◆ Prompt
All of the material should be reproduced exactly, with pictures left out.
--- Start Source material ---
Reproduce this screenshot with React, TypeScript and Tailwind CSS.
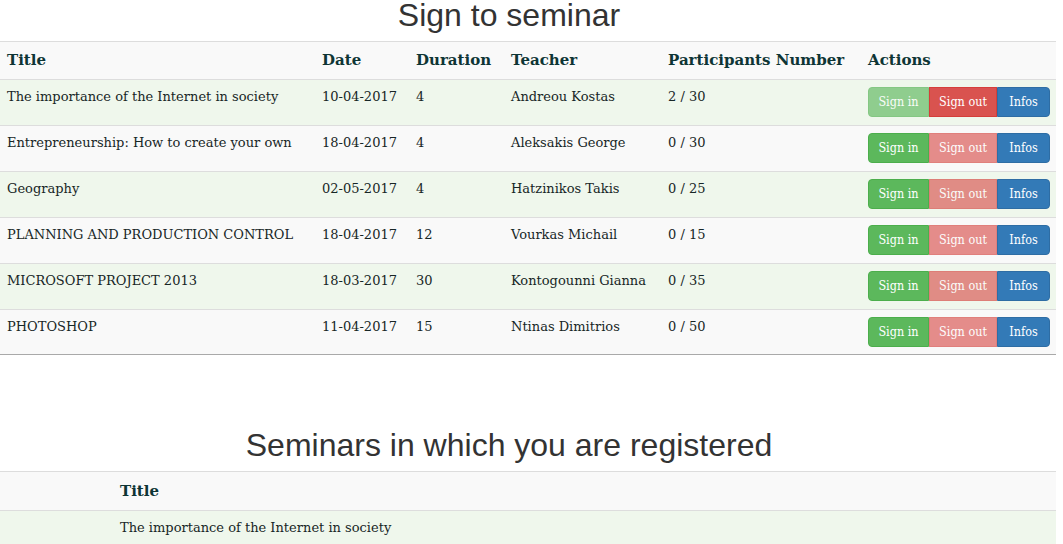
import React from "react";

type Seminar = {
	title: string;
	date: string;
	duration: string;
	teacher: string;
	participants: string;
	signedIn: boolean;
};

const SEMINARS: Seminar[] = [
	{ title: "The importance of the Internet in society", date: "10-04-2017", duration: "4", teacher: "Andreou Kostas", participants: "2 / 30", signedIn: true },
	{ title: "Entrepreneurship: How to create your own", date: "18-04-2017", duration: "4", teacher: "Aleksakis George", participants: "0 / 30", signedIn: false },
	{ title: "Geography", date: "02-05-2017", duration: "4", teacher: "Hatzinikos Takis", participants: "0 / 25", signedIn: false },
	{ title: "PLANNING AND PRODUCTION CONTROL", date: "18-04-2017", duration: "12", teacher: "Vourkas Michail", participants: "0 / 15", signedIn: false },
	{ title: "MICROSOFT PROJECT 2013", date: "18-03-2017", duration: "30", teacher: "Kontogounni Gianna", participants: "0 / 35", signedIn: false },
	{ title: "PHOTOSHOP", date: "11-04-2017", duration: "15", teacher: "Ntinas Dimitrios", participants: "0 / 50", signedIn: false },
];

const cols = "grid grid-cols-[315px_94px_95px_157px_200px_195px]";
const serif = "font-['DejaVu_Serif',serif]";

function Actions({ signedIn }: { signedIn: boolean }) {
	return (
		<div className="flex pt-[7px] font-['DejaVu_Serif_Condensed','DejaVu_Serif',serif] text-[12.5px] text-white">
			<button
				className={`h-[30px] w-[61px] rounded-l-[4px] border border-[#4cae4c] bg-[#5cb85c] ${signedIn ? "opacity-65" : ""}`}
			>
				Sign in
			</button>
			<button
				className={`h-[30px] w-[68px] border border-[#d43f3a] bg-[#d9534f] ${signedIn ? "" : "opacity-65"}`}
			>
				Sign out
			</button>
			<button className="h-[30px] w-[53px] rounded-r-[4px] border border-[#2e6da4] bg-[#337ab7]">
				Infos
			</button>
		</div>
	);
}

export default function App() {
	return (
		<div className={`w-[1056px] bg-white text-[13px] text-[#172626] ${serif}`}>
			<h2 className="pr-[38px] text-center font-['Liberation_Sans',Arial,sans-serif] text-[32px] leading-[30px] text-[#333]">
				Sign to seminar
			</h2>

			<div className="mt-[11px]">
				<div className={`${cols} h-[38px] items-center border-t border-[#ddd] bg-[#f9f9f9] font-bold text-[15px] text-[#0e3535]`}>
					<div className="pl-[7px]">Title</div>
					<div className="pl-[7px]">Date</div>
					<div className="pl-[7px]">Duration</div>
					<div className="pl-[7px]">Teacher</div>
					<div className="pl-[7px]">Participants Number</div>
					<div className="pl-[7px]">Actions</div>
				</div>
				{SEMINARS.map((s, i) => (
					<div
						key={s.title}
						className={`${cols} h-[46px] border-t border-[#ddd] leading-5 ${i % 2 === 0 ? "bg-[#eff7ec]" : "bg-[#f9f9f9]"} ${i === SEMINARS.length - 1 ? "border-b border-b-[#a9a9a9]" : ""}`}
					>
						<div className="pl-[7px] pt-[7px]">{s.title}</div>
						<div className="pl-[7px] pt-[7px]">{s.date}</div>
						<div className="pl-[7px] pt-[7px]">{s.duration}</div>
						<div className="pl-[7px] pt-[7px]">{s.teacher}</div>
						<div className="pl-[7px] pt-[7px]">{s.participants}</div>
						<div className="pl-[7px]">
							<Actions signedIn={s.signedIn} />
						</div>
					</div>
				))}
			</div>

			<h2 className="mt-[75px] pr-[38px] text-center font-['Liberation_Sans',Arial,sans-serif] text-[32px] leading-[30px] text-[#333]">
				Seminars in which you are registered
			</h2>

			<div className="mt-[11px]">
				<div className="grid h-[39px] grid-cols-[113px_1fr] items-center border-t border-[#ddd] bg-[#f9f9f9] font-bold text-[15px] text-[#0e3535]">
					<div />
					<div className="pl-[7px]">Title</div>
				</div>
				<div className="grid h-[46px] grid-cols-[113px_1fr] border-t border-[#ddd] bg-[#eff7ec] leading-5">
					<div />
					<div className="pl-[7px] pt-[7px]">The importance of the Internet in society</div>
				</div>
			</div>
		</div>
	);
}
--- End Source material ---
◆ Result
Reproduce this screenshot with React, TypeScript and Tailwind CSS.
import React from "react";

type Seminar = {
	title: string;
	date: string;
	duration: string;
	teacher: string;
	participants: string;
	signedIn: boolean;
};

const SEMINARS: Seminar[] = [
	{ title: "The importance of the Internet in society", date: "10-04-2017", duration: "4", teacher: "Andreou Kostas", participants: "2 / 30", signedIn: true },
	{ title: "Entrepreneurship: How to create your own", date: "18-04-2017", duration: "4", teacher: "Aleksakis George", participants: "0 / 30", signedIn: false },
	{ title: "Geography", date: "02-05-2017", duration: "4", teacher: "Hatzinikos Takis", participants: "0 / 25", signedIn: false },
	{ title: "PLANNING AND PRODUCTION CONTROL", date: "18-04-2017", duration: "12", teacher: "Vourkas Michail", participants: "0 / 15", signedIn: false },
	{ title: "MICROSOFT PROJECT 2013", date: "18-03-2017", duration: "30", teacher: "Kontogounni Gianna", participants: "0 / 35", signedIn: false },
	{ title: "PHOTOSHOP", date: "11-04-2017", duration: "15", teacher: "Ntinas Dimitrios", participants: "0 / 50", signedIn: false },
];

const cols = "grid grid-cols-[315px_94px_95px_157px_200px_195px]";
const serif = "font-['DejaVu_Serif',serif]";

function Actions({ signedIn }: { signedIn: boolean }) {
	return (
		<div className="flex pt-[7px] font-['DejaVu_Serif_Condensed','DejaVu_Serif',serif] text-[12.5px] text-white">
			<button
				className={`h-[30px] w-[61px] rounded-l-[4px] border border-[#4cae4c] bg-[#5cb85c] ${signedIn ? "opacity-65" : ""}`}
			>
				Sign in
			</button>
			<button
				className={`h-[30px] w-[68px] border border-[#d43f3a] bg-[#d9534f] ${signedIn ? "" : "opacity-65"}`}
			>
				Sign out
			</button>
			<button className="h-[30px] w-[53px] rounded-r-[4px] border border-[#2e6da4] bg-[#337ab7]">
				Infos
			</button>
		</div>
	);
}

export default function App() {
	return (
		<div className={`w-[1056px] bg-white text-[13px] text-[#172626] ${serif}`}>
			<h2 className="pr-[38px] text-center font-['Liberation_Sans',Arial,sans-serif] text-[32px] leading-[30px] text-[#333]">
				Sign to seminar
			</h2>

			<div className="mt-[11px]">
				<div className={`${cols} h-[38px] items-center border-t border-[#ddd] bg-[#f9f9f9] font-bold text-[15px] text-[#0e3535]`}>
					<div className="pl-[7px]">Title</div>
					<div className="pl-[7px]">Date</div>
					<div className="pl-[7px]">Duration</div>
					<div className="pl-[7px]">Teacher</div>
					<div className="pl-[7px]">Participants Number</div>
					<div className="pl-[7px]">Actions</div>
				</div>
				{SEMINARS.map((s, i) => (
					<div
						key={s.title}
						className={`${cols} h-[46px] border-t border-[#ddd] leading-5 ${i % 2 === 0 ? "bg-[#eff7ec]" : "bg-[#f9f9f9]"} ${i === SEMINARS.length - 1 ? "border-b border-b-[#a9a9a9]" : ""}`}
					>
						<div className="pl-[7px] pt-[7px]">{s.title}</div>
						<div className="pl-[7px] pt-[7px]">{s.date}</div>
						<div className="pl-[7px] pt-[7px]">{s.duration}</div>
						<div className="pl-[7px] pt-[7px]">{s.teacher}</div>
						<div className="pl-[7px] pt-[7px]">{s.participants}</div>
						<div className="pl-[7px]">
							<Actions signedIn={s.signedIn} />
						</div>
					</div>
				))}
			</div>

			<h2 className="mt-[75px] pr-[38px] text-center font-['Liberation_Sans',Arial,sans-serif] text-[32px] leading-[30px] text-[#333]">
				Seminars in which you are registered
			</h2>

			<div className="mt-[11px]">
				<div className="grid h-[39px] grid-cols-[113px_1fr] items-center border-t border-[#ddd] bg-[#f9f9f9] font-bold text-[15px] text-[#0e3535]">
					<div />
					<div className="pl-[7px]">Title</div>
				</div>
				<div className="grid h-[46px] grid-cols-[113px_1fr] border-t border-[#ddd] bg-[#eff7ec] leading-5">
					<div />
					<div className="pl-[7px] pt-[7px]">The importance of the Internet in society</div>
				</div>
			</div>
		</div>
	);
}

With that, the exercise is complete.